WORK REQUIRED -
Using the data below, copy each line that includes the word "with".

RECORDED DATA -
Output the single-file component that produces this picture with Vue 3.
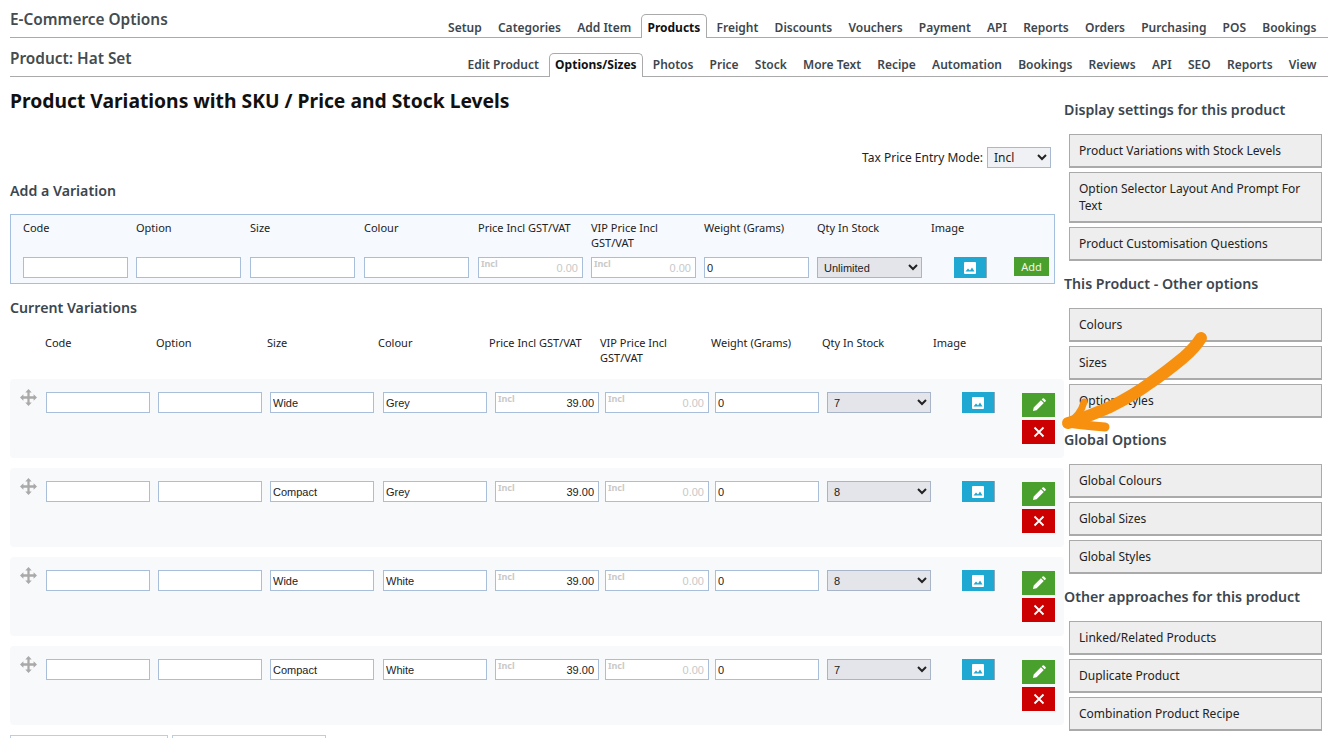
<template>
  <div class="page">
    <!-- Top tabs -->
    <div class="tabbar top">
      <div class="bar-title">E-Commerce Options</div>
      <div class="tabs">
        <a v-for="t in mainTabs" :key="t" class="tab" :class="{ active: t === 'Products' }">{{ t }}</a>
      </div>
    </div>
    <div class="tabbar second">
      <div class="bar-title">Product: Hat Set</div>
      <div class="tabs">
        <a v-for="t in productTabs" :key="t" class="tab" :class="{ active: t === 'Options/Sizes' }">{{ t }}</a>
      </div>
    </div>

    <div class="content">
      <div class="main">
        <h1>Product Variations with SKU / Price and Stock Levels</h1>

        <div class="tax-mode">
          <span>Tax Price Entry Mode:</span>
          <select class="tax-select"><option>Incl</option></select>
        </div>

        <h3 class="add-title">Add a Variation</h3>
        <div class="add-box">
          <div v-for="h in headers" :key="h" class="add-head">{{ h }}</div>
          <div class="add-head"></div>

          <div class="cell"><input class="field" /></div>
          <div class="cell"><input class="field" /></div>
          <div class="cell"><input class="field" /></div>
          <div class="cell"><input class="field" /></div>
          <div class="cell price-wrap">
            <span class="incl">Incl</span>
            <input class="field price dim" value="0.00" disabled />
          </div>
          <div class="cell price-wrap">
            <span class="incl">Incl</span>
            <input class="field price dim" value="0.00" disabled />
          </div>
          <div class="cell"><input class="field" value="0" /></div>
          <div class="cell"><select class="field qty"><option>Unlimited</option></select></div>
          <div class="cell">
            <button class="img-btn add-img">
              <svg width="14" height="14" viewBox="0 0 14 14">
                <path fill="#fff" d="M2 1h10a1 1 0 0 1 1 1v10a1 1 0 0 1-1 1H2a1 1 0 0 1-1-1V2a1 1 0 0 1 1-1z" />
                <path fill="#1fa8d2" d="M2.500 10.500l2.500-3 2 2 2-3 2.500 4z" />
              </svg>
            </button>
          </div>
          <div class="cell"><button class="add-btn">Add</button></div>
        </div>

        <h3 class="current-title">Current Variations</h3>
        <div class="current-head">
          <div v-for="h in headers" :key="h" class="current-label">{{ h }}</div>
        </div>

        <div v-for="(v, i) in variations" :key="i" class="var-row">
          <svg class="drag" width="17" height="17" viewBox="0 0 18 18">
            <path fill="#a9a9a9" d="M9 0l3.400 3.600h-2.200V7.800h4.200V5.600L18 9l-3.600 3.400v-2.200h-4.200v4.200h2.200L9 18l-3.400-3.600h2.200v-4.200H3.600v2.200L0 9l3.600-3.400v2.200h4.200V3.600H5.600z" />
          </svg>
          <div class="var-cells">
            <input class="field" />
            <input class="field" />
            <input class="field" :value="v.size" />
            <input class="field" :value="v.colour" />
            <div class="price-wrap">
              <span class="incl">Incl</span>
              <input class="field price" value="39.00" />
            </div>
            <div class="price-wrap">
              <span class="incl">Incl</span>
              <input class="field price dim" value="0.00" disabled />
            </div>
            <input class="field" value="0" />
            <select class="field qty"><option>{{ v.qty }}</option></select>
          </div>
          <button class="img-btn">
            <svg width="14" height="14" viewBox="0 0 14 14">
              <path fill="#fff" d="M2 1h10a1 1 0 0 1 1 1v10a1 1 0 0 1-1 1H2a1 1 0 0 1-1-1V2a1 1 0 0 1 1-1z" />
              <path fill="#1fa8d2" d="M2.500 10.500l2.500-3 2 2 2-3 2.500 4z" />
            </svg>
          </button>
          <div class="actions">
            <button class="act edit">
              <svg width="14" height="14" viewBox="0 0 14 14">
                <path fill="#fff" d="M1 13l.7-3.600 7.200-7.200 2.900 2.900-7.200 7.200zM9.700 1.400l.9-.9a1 1 0 0 1 1.400 0l1.500 1.500a1 1 0 0 1 0 1.400l-.9.900z" />
              </svg>
            </button>
            <button class="act del">
              <svg width="12" height="12" viewBox="0 0 12 12">
                <path stroke="#fff" stroke-width="1.800" d="M1.500 1.500l9 9M10.500 1.500l-9 9" />
              </svg>
            </button>
          </div>
        </div>

        <div class="bottom-btns">
          <button class="outline first"></button>
          <button class="outline"></button>
        </div>
      </div>

      <div class="side">
        <div v-for="g in sideGroups" :key="g.title" class="side-group">
          <h3>{{ g.title }}</h3>
          <a v-for="l in g.links" :key="l" class="side-btn">{{ l }}</a>
        </div>
      </div>
    </div>

    <!-- Orange annotation arrow -->
    <svg class="arrow" width="1335" height="738" viewBox="0 0 1335 738">
      <path fill="none" stroke="#f8900f" stroke-width="12" stroke-linecap="round" stroke-linejoin="round"
        d="M1201 338C1196 346 1190 352 1183 358C1172 367 1162 375 1150 383C1138 392 1124 400 1110 407C1096 413 1082 419 1068 423" />
      <path fill="none" stroke="#f8900f" stroke-width="7" stroke-linecap="round" stroke-linejoin="round"
        d="M1084 402C1082 410 1076 418 1068 423" />
      <path fill="none" stroke="#f8900f" stroke-width="9" stroke-linecap="round" stroke-linejoin="round"
        d="M1068 423C1080 425 1092 426 1105 427" />
    </svg>
  </div>
</template>

<script setup>
const mainTabs = ['Setup', 'Categories', 'Add Item', 'Products', 'Freight', 'Discounts', 'Vouchers', 'Payment', 'API', 'Reports', 'Orders', 'Purchasing', 'POS', 'Bookings']
const productTabs = ['Edit Product', 'Options/Sizes', 'Photos', 'Price', 'Stock', 'More Text', 'Recipe', 'Automation', 'Bookings', 'Reviews', 'API', 'SEO', 'Reports', 'View']
const headers = ['Code', 'Option', 'Size', 'Colour', 'Price Incl GST/VAT', 'VIP Price Incl GST/VAT', 'Weight (Grams)', 'Qty In Stock', 'Image']

const variations = [
  { size: 'Wide', colour: 'Grey', qty: 7 },
  { size: 'Compact', colour: 'Grey', qty: 8 },
  { size: 'Wide', colour: 'White', qty: 8 },
  { size: 'Compact', colour: 'White', qty: 7 }
]

const sideGroups = [
  {
    title: 'Display settings for this product',
    links: ['Product Variations with Stock Levels', 'Option Selector Layout And Prompt For Text', 'Product Customisation Questions']
  },
  { title: 'This Product - Other options', links: ['Colours', 'Sizes', 'Option Styles'] },
  { title: 'Global Options', links: ['Global Colours', 'Global Sizes', 'Global Styles'] },
  { title: 'Other approaches for this product', links: ['Linked/Related Products', 'Duplicate Product', 'Combination Product Recipe'] }
]
</script>

<style>
html, body {
  overflow: hidden;
  background: #fff;
}
</style>

<style scoped>
.page {
  position: relative;
  height: 738px;
  overflow: hidden;
  padding: 0 7px 0 10px;
  box-sizing: border-box;
  font-family: "Noto Sans", sans-serif;
  font-size: 12px;
  color: #222;
}

.tabbar {
  display: flex;
  justify-content: space-between;
  border-bottom: 1px solid #aaa;
}

.top {
  height: 37px;
}

.second {
  height: 38px;
}

.bar-title {
  font-size: 15.400px;
  font-weight: 600;
  color: #444c50;
  padding-top: 9px;
}

.second .bar-title {
  padding-top: 10px;
}

.tabs {
  display: flex;
  align-items: flex-end;
  padding-right: 5px;
}

.tab {
  font-size: 12px;
  font-weight: 600;
  color: #3d464d;
  line-height: 21px;
  padding: 2px 5.500px 0;
  margin: 0 0 -1px 3.200px;
  border: 1px solid transparent;
  border-bottom: none;
}

.second .tab {
  padding: 0 5.500px 2px;
}

.tab.active {
  background: #fff;
  color: #111;
  font-weight: 700;
  border-color: #aaa;
  border-radius: 5px 5px 0 0;
}

.content {
  display: flex;
}

.main {
  flex: 0 0 1054px;
}

h1 {
  margin: 10px 0 0;
  font-size: 19.300px;
  font-weight: 700;
  line-height: 27px;
  color: #111;
}

.tax-mode {
  display: flex;
  justify-content: flex-end;
  align-items: center;
  gap: 4px;
  width: 1041px;
  margin-top: 33px;
}

.tax-select {
  width: 64px;
  height: 21px;
  font: 12px "Noto Sans", sans-serif;
  padding-left: 2px;
  background: #f0f1f4;
  border: 1px solid #a8b8d0;
  color: #222;
}

h3 {
  margin: 0;
  font-size: 14.200px;
  font-weight: 600;
  line-height: 19px;
  color: #3c464e;
}

.add-title {
  margin-top: 13px;
}

.add-box {
  display: grid;
  grid-template-columns: 113px 114px 114px 114px 113px 113px 113px 114px 83px 1fr;
  grid-template-rows: 37px 28px;
  width: 1045px;
  height: 70px;
  margin-top: 14px;
  padding: 0 0 0 12px;
  box-sizing: border-box;
  background: #f6f9fd;
  border: 1px solid #a5c0df;
  font-size: 11px;
}

.add-head {
  padding-top: 5px;
  line-height: 15px;
  padding-right: 10px;
}

.cell {
  padding-top: 5px;
}

.field {
  display: block;
  width: 105px;
  height: 21px;
  padding: 0 2px;
  box-sizing: border-box;
  background: #fff;
  border: 1px solid #a9bfd9;
  border-radius: 0;
  outline: none;
  font: 11px "Liberation Sans", sans-serif;
  color: #222;
}

.price {
  text-align: right;
  padding-right: 4px;
}

.dim {
  color: #c8c8c8;
  background: #fff;
}

.price-wrap {
  position: relative;
}

.incl {
  position: absolute;
  left: 3px;
  margin-top: 1px;
  font-size: 9px;
  font-weight: 700;
  line-height: 12px;
  color: #c9c9c9;
  z-index: 1;
}

.qty {
  background: #e4e5ea;
  padding-left: 2px;
  border-color: #a8b4c8;
}

.img-btn {
  display: flex;
  align-items: center;
  justify-content: center;
  width: 33px;
  height: 21px;
  padding: 0;
  border: none;
  border-right: 1px solid #8fa9ba;
  background: #1fa8d2;
}

.add-img {
  margin-left: 23px;
}

.add-btn {
  display: block;
  width: 35px;
  height: 19px;
  padding: 0;
  border: none;
  background: #4aa02c;
  color: #eef7ea;
  font: 11px "Noto Sans", sans-serif;
}

.current-title {
  margin-top: 14px;
}

.current-head {
  display: grid;
  grid-template-columns: repeat(9, 111px);
  height: 44px;
  margin: 18px 0 0 35px;
  font-size: 11px;
}

.current-label {
  line-height: 15px;
  padding-right: 14px;
}

.var-row {
  display: flex;
  align-items: flex-start;
  position: relative;
  width: 1054px;
  height: 79px;
  margin-bottom: 10px;
  padding: 13px 0 0 36px;
  box-sizing: border-box;
  background: #f8f9fa;
  border-radius: 4px;
}

.var-cells {
  display: grid;
  grid-template-columns: 112px 112px 113px 112px 110px 110px 112px 112px;
  flex: none;
}

.var-cells .field {
  width: 104px;
}

.drag {
  position: absolute;
  left: 10px;
  top: 10px;
}

.var-row > .img-btn {
  margin-left: 23px;
}

.actions {
  display: flex;
  flex-direction: column;
  gap: 3px;
  margin: 1px 0 0 27px;
}

.act {
  display: flex;
  align-items: center;
  justify-content: center;
  width: 33px;
  height: 24px;
  padding: 0;
  border: none;
}

.edit {
  background: #4aa02c;
}

.del {
  background: #cc0000;
}

.bottom-btns {
  display: flex;
  gap: 4px;
  margin-top: 3px;
}

.outline {
  width: 154px;
  height: 24px;
  padding: 0;
  background: #fff;
  border: 1px solid #b9cfe6;
}

.outline.first {
  width: 158px;
}

.side {
  flex: 1;
  padding-top: 23px;
}

.side-group {
  margin-bottom: 12.500px;
}

.side-group h3 {
  margin-bottom: 15px;
}

.side-btn {
  display: block;
  margin: 0 0 4px 5px;
  padding: 7px 8px 7px 9px;
  box-sizing: border-box;
  width: 253px;
  background: #eee;
  border: 1px solid #aaa;
  border-bottom-width: 2px;
  line-height: 17px;
  color: #222;
}

.arrow {
  position: absolute;
  left: 0;
  top: 0;
  pointer-events: none;
}
</style>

TASK OUTPUT -
Output the single-file component that produces this picture with Vue 3.
        <h1>Product Variations with SKU / Price and Stock Levels</h1>
    links: ['Product Variations with Stock Levels', 'Option Selector Layout And Prompt For Text', 'Product Customisation Questions']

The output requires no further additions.